The primary role of periodontal therapy is firstly to save existing teeth, and secondly replace missing teeth. During initial evaluations of the patient, as well as during the course of treatment, hopeless teeth and other teeth needing extraction can be identified.
Frequently, hopeless teeth can only be identified while you’re performing a periodontal surgical procedure. Extractions should necessarily be performed to facilitate the coordinated treatment plan.
Extractions are most often performed during the diagnostic, non-surgical, or surgical phase of care to eliminate pain, infection, or periodontal defects and/or to facilitate restorative treatment.
During the surgical phase of treatment, periodontal defects may be corrected by extracting adjacent teeth.

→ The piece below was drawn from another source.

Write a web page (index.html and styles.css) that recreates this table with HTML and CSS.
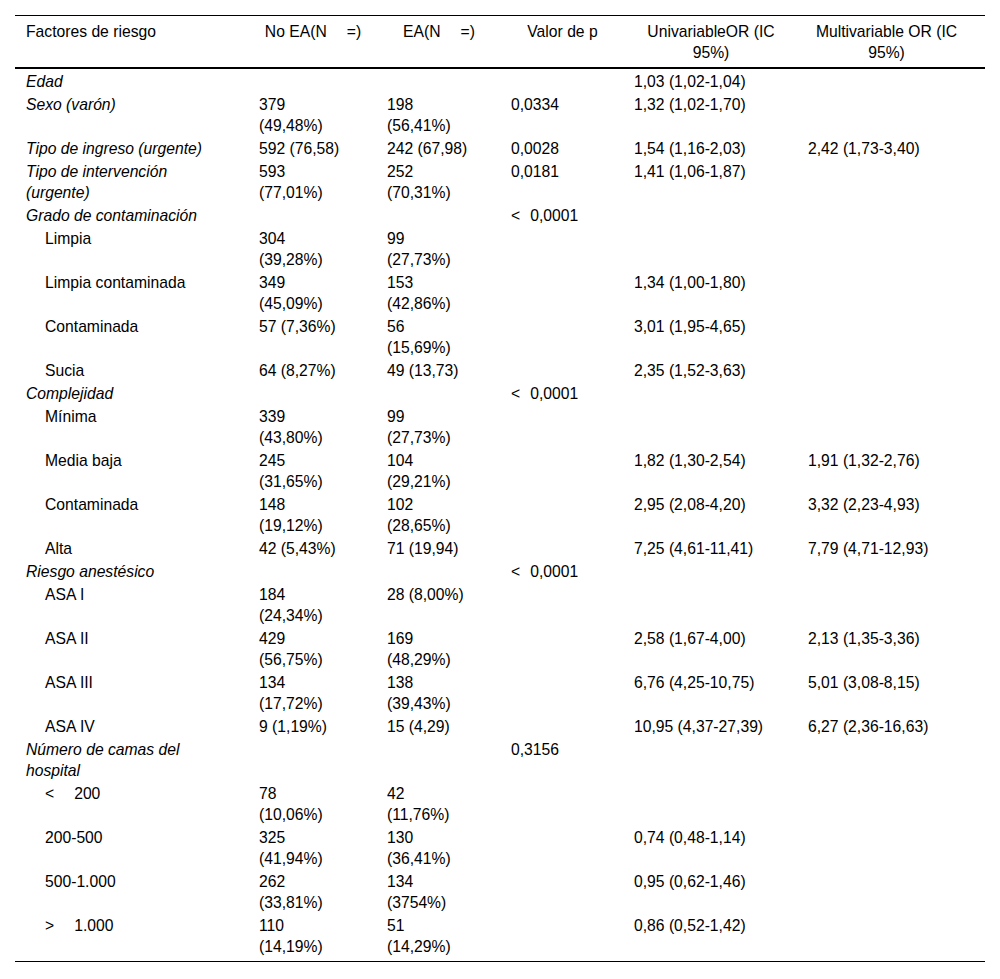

For the purpose of placing dental implants, teeth may also be extracted. Implant site development or actual implant placement should be accomplished as soon after tooth extraction as is proper and appropriate.
The use of judicious extraction techniques for ridge preservation may be necessary for the preservation of bone for prosthetic appliances or for future implant placement.
During maintenance therapy, teeth that have lost periodontal attachment and bone may require extraction. Other reasons to extract teeth include treatment of acute periodontal lesions and occlusal trauma, for example.
Tooth extraction, during the course of periodontal therapy, and in preparation for the placement of dental implants, is a necessary and integral part of periodontal practice and provides treatment advantages to the patient, dentist, and periodontist.